Soon, they find Princess Winnifred (Tracey Ullman), who comes from the swamp. She’s smelly and unrefined, but it appears she’s genuine – and Dauntless falls in love with her. The Queen is not to be overcome, so she plans a new test – letting Winnifred sleep on 20 mattresses to see if her delicate nature will detect a tiny pea at the bottom.
To be honest, this kind of musical really isn’t my cup of tea. The songs are cute, but they really only serve as filler for a fairly wispy story. The plot is told with tongue firmly in cheek, and they really don’t take themselves too seriously. That’s what saves the film.
“Once Upon a Mattress” has been performed throughout the country by high schools, colleges and community theatres countless times.
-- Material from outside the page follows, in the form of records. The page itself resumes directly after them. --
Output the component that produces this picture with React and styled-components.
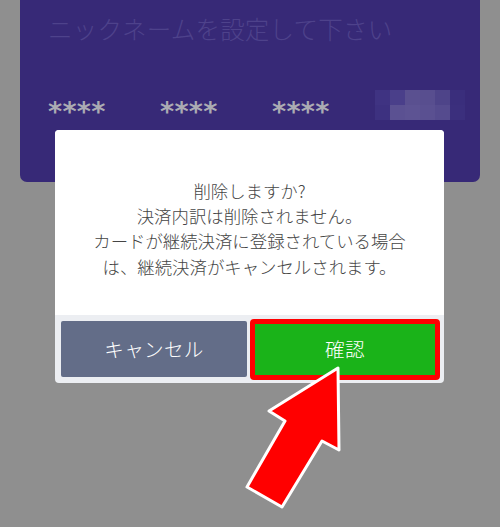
import React from "react";
import styled, { createGlobalStyle } from "styled-components";

const Global = createGlobalStyle`
  html, body { margin: 0; padding: 0; }
  body {
    background: #8f8f8f;
    font-family: "Noto Sans CJK JP", "Noto Sans", sans-serif;
  }
`;

const Screen = styled.div`
  position: relative;
  width: 500px;
  height: 527px;
  overflow: hidden;
  background: #8f8f8f;
`;

const Card = styled.div`
  margin: -12px 20px 0;
  height: 194px;
  box-sizing: border-box;
  background: #372977;
  border-radius: 7px;
  padding: 24px 0 0 28px;
  display: flex;
  flex-direction: column;
`;

const Nickname = styled.div`
  font-size: 24.5px;
  line-height: 34px;
  font-weight: 300;
  color: #4e428b;
  letter-spacing: 0.2px;
`;

const NumberRow = styled.div`
  margin-top: 44px;
  display: flex;
  align-items: flex-start;
  height: 30px;
`;

const Masked = styled.span`
  flex-shrink: 0;
  width: 112px;
  height: 30px;
  font-family: "DejaVu Sans", sans-serif;
  font-size: 27px;
  font-weight: bold;
  letter-spacing: 0.3px;
  color: #ababb3;
  line-height: 30px;
  padding-top: 7px;
  box-sizing: border-box;
  overflow: visible;
`;

const Mosaic = styled.div`
  flex-shrink: 0;
  display: grid;
  grid-template-columns: repeat(6, 15px);
  grid-template-rows: repeat(2, 15px);
  margin-left: -9px;
`;

const Tile = styled.div`
  background: ${(p) => p.$c};
`;

const Dialog = styled.div`
  position: absolute;
  left: 55px;
  top: 130px;
  width: 389px;
  border-radius: 4px;
  overflow: hidden;
  background: #eceef2;
  display: flex;
  flex-direction: column;
`;

const Message = styled.div`
  background: #ffffff;
  padding: 47.6px 0 0;
  text-align: center;
  color: #454545;
  font-size: 17.4px;
  font-weight: 300;
  line-height: 25.4px;
  height: 185px;
  box-sizing: border-box;
`;

const Footer = styled.div`
  display: flex;
  align-items: stretch;
  gap: 3px;
  padding: 6px 4px 6px 6px;
  height: 68px;
  box-sizing: border-box;
`;

const Button = styled.button`
  border: none;
  border-radius: 2px;
  color: #ffffff;
  font-family: "Noto Sans CJK JP", "Noto Sans", sans-serif;
  font-size: 19.6px;
  font-weight: 300;
  letter-spacing: 0.3px;
  display: flex;
  align-items: center;
  justify-content: center;
  padding: 0 0 2px;
`;

const CancelButton = styled(Button)`
  width: 186px;
  background: #636d88;
`;

const ConfirmButton = styled(Button)`
  flex: 1;
  margin: -2px 0 -3px;
  background: #1ab319;
  border: 5px solid #ff0000;
  border-radius: 4px;
`;

const ArrowLayer = styled.svg`
  position: absolute;
  left: 0;
  top: 0;
  pointer-events: none;
`;

const tiles = [
  "#3f3382", "#4a3f8a", "#5a5090", "#584e8f", "#4e4489", "#3a2e7c",
  "#3d3180", "#5b5192", "#5d5393", "#5a5091", "#554b8e", "#3b2f7d",
];

export default function App() {
  return (
    <Screen>
      <Global />
      <Card>
        <Nickname>ニックネームを設定して下さい</Nickname>
        <NumberRow>
          <Masked>****</Masked>
          <Masked>****</Masked>
          <Masked>****</Masked>
          <Mosaic>
            {tiles.map((c, i) => (
              <Tile key={i} $c={c} />
            ))}
          </Mosaic>
        </NumberRow>
      </Card>
      <Dialog>
        <Message>
          削除しますか?
          <br />
          決済内訳は削除されません。
          <br />
          カードが継続決済に登録されている場合
          <br />
          は、継続決済がキャンセルされます。
        </Message>
        <Footer>
          <CancelButton>キャンセル</CancelButton>
          <ConfirmButton>確認</ConfirmButton>
        </Footer>
      </Dialog>
      <ArrowLayer width="500" height="527" viewBox="0 0 500 527">
        <polygon
          points="338,368 339,450 322,441 282,507 247,487 285,421 269,411"
          fill="#ff0000"
          stroke="#ffffff"
          strokeWidth="3"
          strokeLinejoin="round"
        />
      </ArrowLayer>
    </Screen>
  );
}
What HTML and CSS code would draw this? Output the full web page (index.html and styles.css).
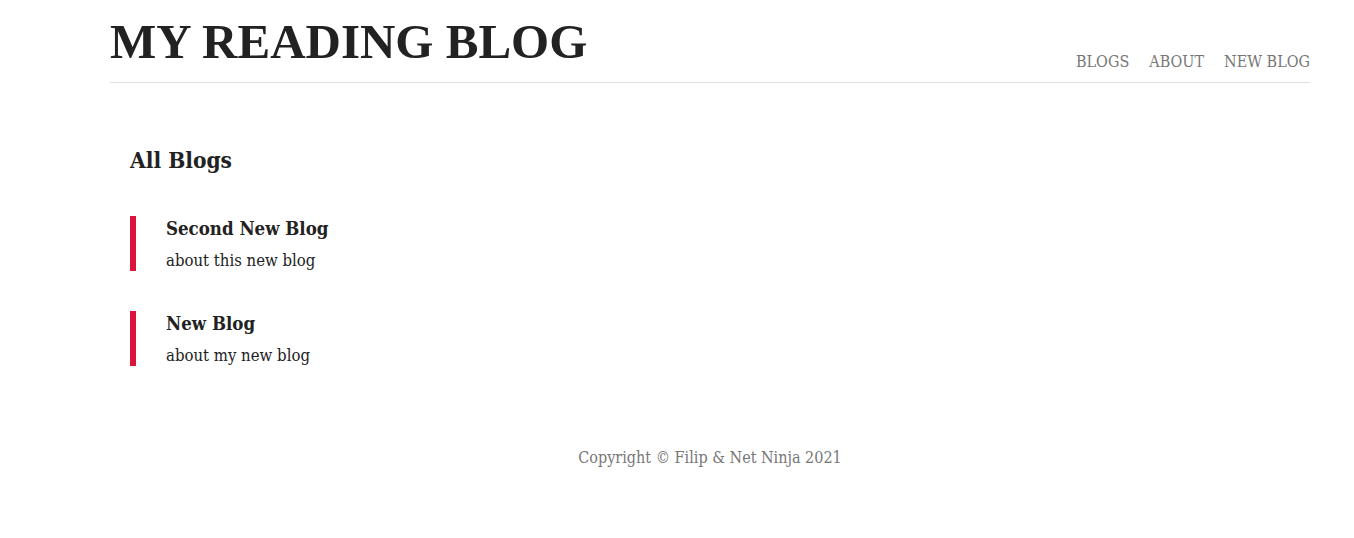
FILE: index.html
```html
<!DOCTYPE html>
<html lang="en">
<head>
<meta charset="utf-8">
<title>My Reading Blog</title>
<link rel="stylesheet" href="styles.css">
</head>
<body>
<div class="page">
  <header class="navbar">
    <h1 class="brand">MY READING BLOG</h1>
    <nav class="links">
      <a href="#">BLOGS</a>
      <a href="#">ABOUT</a>
      <a href="#">NEW BLOG</a>
    </nav>
  </header>
  <main class="content">
    <h2 class="section-title">All Blogs</h2>
    <div class="blog-list">
      <article class="blog-preview">
        <h3 class="blog-title">Second New Blog</h3>
        <p class="blog-snippet">about this new blog</p>
      </article>
      <article class="blog-preview">
        <h3 class="blog-title">New Blog</h3>
        <p class="blog-snippet">about my new blog</p>
      </article>
    </div>
  </main>
  <footer class="footer">Copyright © Filip &amp; Net Ninja 2021</footer>
</div>
</body>
</html>
```
FILE: styles.css
```css
* { box-sizing: border-box; }
body {
  margin: 0;
  background: #fff;
  color: #222;
  font-family: "DejaVu Serif Condensed", "DejaVu Serif", serif;
  font-size: 16px;
}
.page {
  width: 1200px;
  margin-left: 110px;
}
.navbar {
  display: flex;
  justify-content: space-between;
  align-items: flex-end;
  height: 83px;
  border-bottom: 1px solid #e0e0e0;
  padding-bottom: 11px;
}
.brand {
  margin: 0;
  font-family: "Liberation Serif", serif;
  font-weight: bold;
  font-size: 49px;
  line-height: 1;
  color: #222;
  align-self: flex-start;
  margin-top: 17px;
}
.links {
  display: flex;
  gap: 20px;
}
.links a {
  color: #777;
  text-decoration: none;
  font-size: 16px;
}
.content {
  padding: 64px 20px 0;
}
.section-title {
  margin: 0 0 43px;
  font-size: 22.5px;
  font-weight: bold;
}
.blog-list {
  display: flex;
  flex-direction: column;
  gap: 40px;
}
.blog-preview {
  border-left: 6px solid #dc143c;
  padding-left: 30px;
  height: 55px;
}
.blog-title {
  margin: 0;
  font-size: 18.5px;
  font-weight: bold;
  line-height: 26px;
}
.blog-snippet {
  margin: 7px 0 0;
  font-size: 16.6px;
  line-height: 24px;
}
.footer {
  text-align: center;
  color: #777;
  margin-top: 82px;
}
```
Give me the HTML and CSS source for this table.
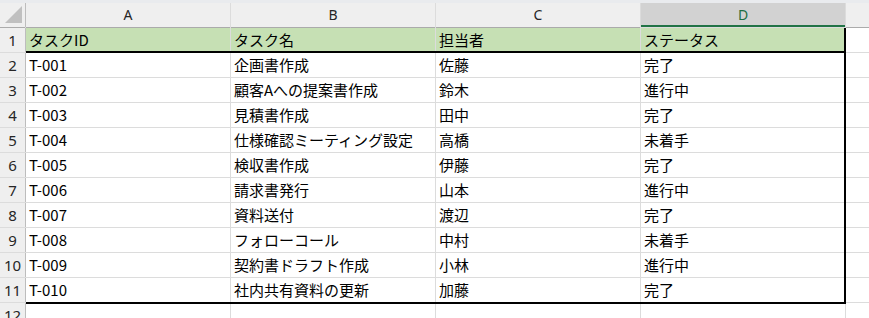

Like “Fiddler on the Roof,” it’s hard to find someone who hasn’t been involved in a production in some way. That is the strength of this adaptation, tapping into a relatively large audience of people with a personal connection to the play.
It’s interesting to note that Carol Burnett has come full circle in her career. Years ago, she played Princess Winnifred, and now she’s got the role of the Queen. The rest of the cast is definitely competent. I’m not a huge fan of Tracey Ullman, but for those that are, she’s in her glory.
I actually had more fun watching Zooey Deschanel, whom I’ve adored for years. Like Sarah Polly, she has this girl-next-door beauty that makes her compelling in pretty much anything she does – even if it isn’t that good. In many ways, I would have rather seen her as the young Princess Winnifred than the middle-aged Ullman. (To her credit, Ullman pokes fun at her age in the special features, so I respect her for that.)
The DVD includes a making-of featurette and an outtake reel. There’s also a rehearsal-to-film comparison of two songs from the movie to show the humble beginnings of the production numbers.
If you’ve been a part of a production of “Once Upon a Mattress,” you’ll probably really like this film. However, I’d only recommend it if you feel you’d like fluffy made-for-TV musicals.
Specifications: Dolby Digital 5.1 Surround Sound. Widescreen (1.78:1), enhanced for 16x9 televisions. English subtitles for the hearing impaired.